All of these horrors he knew happened in war, but he preferred not to think about them, and he didn't really have to think about them, because the wars his government was so ready to inflict upon others and that he was so ready to support as his patriotic duty were not wars that would leave his 10 year old son a paraplegic, would not leave his aged mother crushed under the beam of a bombed out building, and would not leave him whimpering in terror, huddled in some dank corner of his basement, in the dark, as bombs exploded outside, the noise deafening. Those fates would be visited upon other people, not him, not his neighbors, not his friends, not his family. He could afford to be cavalier about civilian casualties.

What's more, the media -- that active reconstruction of the world, molded to suit the purposes of those who control it -- would never let the reality of what his government was doing overseas intrude on his enjoyment of Survivor, or a trip to the mall, or the certainty that his country was engaged in a moral mission of liberation, or was it a struggle against terrorism, or a battle to restore the legitimacy of the UN? The names for his country's acts of aggression seemed to change every day.

He would never have to see the bits of crushed bone, the smashed skulls, the entrails oozing from bellies. We don't need to see that, say Washington's grandees and America's network executives. All we need to see, all we need to remember, are 3,000 killed on Sept. 11; think about Saddam's weapons of mass destruction (oh yes, he has them, because we say he does); think about his resolve to harm Americans (oh yes, he intends to harm Americans, because he hates our freedom and democracy and because he's evil.) "All you have to do is tell them they are being attacked... It works the same way in any country."

There is another quote, though not from Goering.

"Why, of course, people think of themselves as Germans or Christians, Jews or Americans, and believe the group they belong to is better or more moral or more worthy than other groups. And that serves well the purposes of those who plan wars and lead conquests.

It's equally true that people feel the suffering of those who belong to their own group most acutely. Not out of racism entirely, though there's some of that.

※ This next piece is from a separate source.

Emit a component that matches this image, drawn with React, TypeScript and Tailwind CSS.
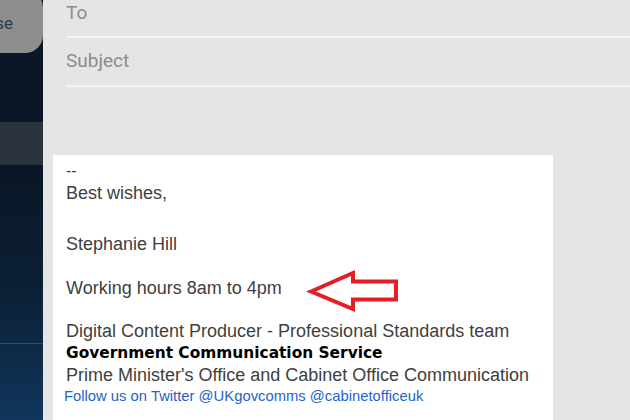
const Arrow = () => (
  <svg width="110" height="60" viewBox="0 0 110 60" className="absolute left-[248px] top-[106px]">
    <polygon
      points="10,30.5 52,12 52,20.5 95,20.5 95,38.5 52,38.5 52,48"
      fill="white"
      stroke="#e31e24"
      strokeWidth="4"
      strokeLinejoin="miter"
    />
  </svg>
)

export default function App() {
  return (
    <div className="w-[630px] h-[420px] flex overflow-hidden font-['Liberation_Sans',Arial,sans-serif]">
      {/* left dark panel */}
      <aside className="w-[43px] shrink-0 flex flex-col overflow-hidden bg-[#0b1726]">
        <div className="h-[63px] -mt-[10px] shrink-0 bg-[#8e8e8e] rounded-r-[18px] flex items-center justify-end pr-[30px] pt-[5px] overflow-hidden">
          <span className="font-['Roboto',sans-serif] text-[17px] text-[#2a3a4c] whitespace-nowrap">Close</span>
        </div>
        <div className="h-[69px] shrink-0 bg-[#0b1726]" />
        <div className="h-[43px] shrink-0 bg-[#2b333d]" />
        <div className="flex-1 bg-gradient-to-b from-[#0a1625] via-[#0c2036] to-[#10365c] flex flex-col">
          <div className="h-[178px] shrink-0" />
          <div className="h-px bg-[#2c4c6c]" />
        </div>
      </aside>

      {/* compose area */}
      <main className="flex-1 bg-[#e5e5e5] flex flex-col">
        <div className="pl-[23px] font-['Roboto',sans-serif] text-[19px] text-[#8c8c8c]">
          <div className="h-[36px] flex items-center -mt-[5px] pt-[1px]">To</div>
          <div className="h-[2px] bg-[#f3f3f3] mt-[5px]" />
          <div className="h-[47px] flex items-center">Subject</div>
          <div className="h-[2px] bg-[#f3f3f3]" />
        </div>

        <div className="relative ml-[10px] mt-[68px] w-[500px] flex-1 bg-white pl-[13px] pt-[5px] text-[18px] text-[#404040]">
          <div className="leading-[22px] text-[16px]">--</div>
          <div className="leading-[22px]">Best wishes,</div>
          <div className="leading-[22px] mt-[29px]">Stephanie Hill</div>
          <div className="leading-[22px] mt-[22px]">Working hours 8am to 4pm</div>
          <div className="leading-[22px] mt-[21px]">Digital Content Producer - Professional Standards team</div>
          <div className="leading-[22px] font-['DejaVu_Sans',Verdana,sans-serif] font-bold text-[15.4px] text-black">Government Communication Service</div>
          <div className="leading-[22px]">Prime Minister's Office and Cabinet Office Communication</div>
          <div className="leading-[20px] -ml-[2px] text-[14.8px] text-[#1f63c8]">Follow us on Twitter @UKgovcomms @cabinetofficeuk</div>
          <Arrow />
        </div>
      </main>
    </div>
  )
}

But there's another reason, too. It's that they're sheltered from the suffering of others, by design, for in seeing the grief and pain of other people one sees what makes them like us. Americans won't see the immense suffering their government will inflict on others, as they haven't seen the immense suffering it has already inflicted. That's bad politics, and it's bad for war, it's bad for oil, it's bad for profits."

There's nothing that makes Americans struggle with their support for their government's wars of conquest more than seeing what those wars do to other people, who, for all their differences in religion and language and culture, are just like them. They too grieve the deaths of loved ones, even if you don't see it.